First, a little background into the interest rate swap mis selling situation is perhaps required. Interest rate swaps were initially marketed to protect against rising interest rates, and some companies are now arguing that they were not made aware of the implications of the rate going down, or having the risks properly explained by the lender. In some cases, these products were a condition of the loan, so the customer had no choice at all. With the interest rates slashed by the Bank of England in 2008 (and remaining low ever since), companies with an otherwise profitable business have found themselves crippled by massive fees and early exit costs.
In 2012, the FSA in conjunction with Barclays, HSBC, Lloyds and RBS ('the Big 4') announced the launch of a scheme to review and compensate customers who had been mis-sold hedging products. AIB, Bank of Ireland, Clydesdale and Yorkshire banks, Co-operative Bank, and Santander UK all subsequently agreed to be part of the scheme.

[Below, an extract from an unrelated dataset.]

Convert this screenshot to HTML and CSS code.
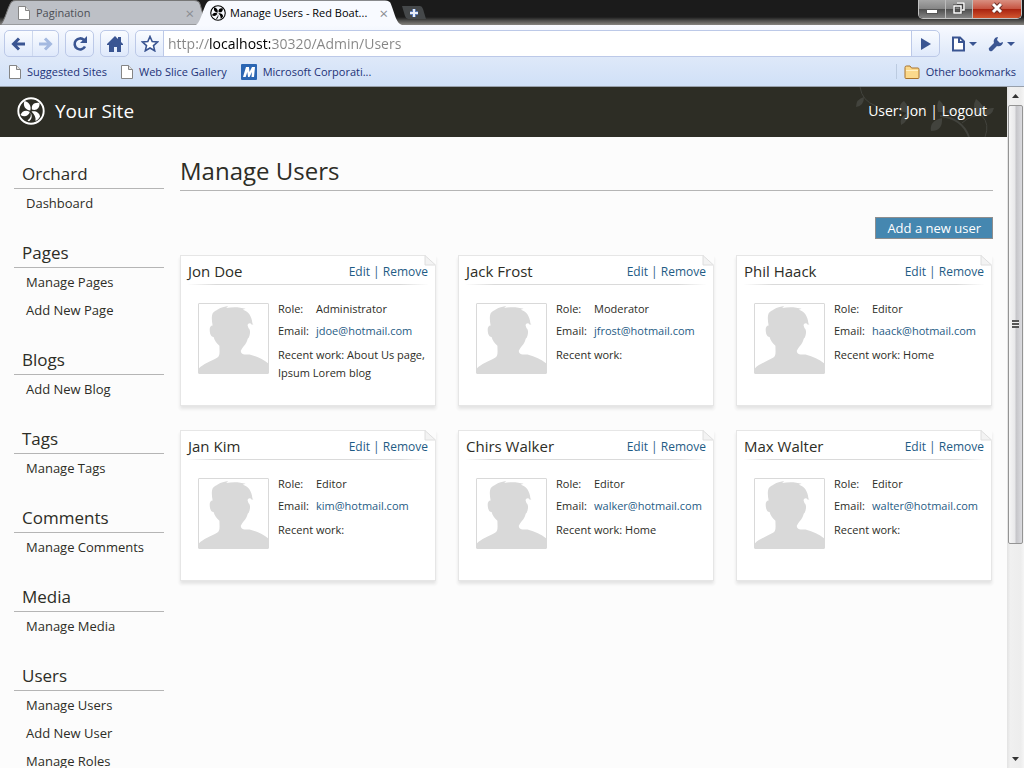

A pilot version of the scheme has been in operation in order to allow the FSA the time to consider the banks' proposed approaches to reviewing sales and to ensure they would deliver the right outcome for customers.
The FSA's pilot scheme involving the Big 4 looked at 173 sales to 'non sophisticated' customers and found that over 90% of the sales did not comply with at least one or more regulatory requirement, i.e. customers had been mis-sold swaps.
As a result of the pilot, the FSA has also provided welcomed clarification of the 'sophistication test' so as to try and ensure that its scheme is focused on those small businesses that were unlikely to have understood the risks associated with these products.
The previous test, based on financial thresholds (turnover of more than £6.5m or a balance sheet total of more than £3.26m) and the number of employees (less than 50), was a crude method of gauging a customer's understanding of these complex products and the risks associated with them. It was unsurprising that such thresholds generated unfair outcomes. Some Special Purpose Vehicles and small subsidiaries of larger group structures were falling within the scheme, whereas farmers and bed and breakfast businesses (with a large balance sheet by virtue of owning property and machinery and a large seasonal workforce) were excluded.
Now, customers who meet only the balance sheet and employee number criteria will be included in the scheme where the total value of their swap product is equal to, or less than, £10m. Special Purpose Vehicles and subsidiaries forming part of a larger group, however, are likely to be excluded from the scheme.
The FSA has also helpfully clarified the nature of compensation affected customers might receive. The intention is to put the customer back in the position they would have been had the hedging product not been mis-sold. Customers successfully demonstrating that they would not have signed up to the hedging product if they had been able to make an informed choice about the product could: be allowed to exit from the hedging product free of charge; receive a refund of all payments made under it; and receive compensation for any proven 'consequential' (or associated) losses, such as additional borrowing charges.
If it is reasonable to conclude that a customer would have purchased a different hedging product had the sale complied with regulatory requirements, that customer will be offered an alternative product and will be refunded the difference in payments (including exit costs) between the product (mis)sold and the alternative one.
Now the pilot is over, the FSA has estimated that the Big 4 will complete their review of other claims within 6 to 12 months. The other banks involved in the overall scheme could take longer. The pilot was launched in June and the FSA originally indicated that it would be completed by the end of 2012, so customers should be mindful of potential delays.
The scheme applies to all hedging products sold to 'non-sophisticated' customers since December 2001, but if the scheme doesn't provide suitable compensation, customers only have 6 years from the date the hedging product was mis-sold to them in which to commence court proceedings.
The FSA maintain that customers do not need to seek advice from lawyers. Whilst that may be true in some cases, claimants should be mindful of the fact that all of the banks are legally represented. These are complex products and understanding how they have been mis-sold can often be highly fact sensitive. It is important to ascertain the customer's knowledge of these products, their interaction with the bank during the sales process, the complexity of the product (mis)sold, and the quality and extent of the advice given during the sales process. Customers also need advice on the compensation they can claim (particularly consequential losses) and the potential tax implications in the event that compensation is paid to them.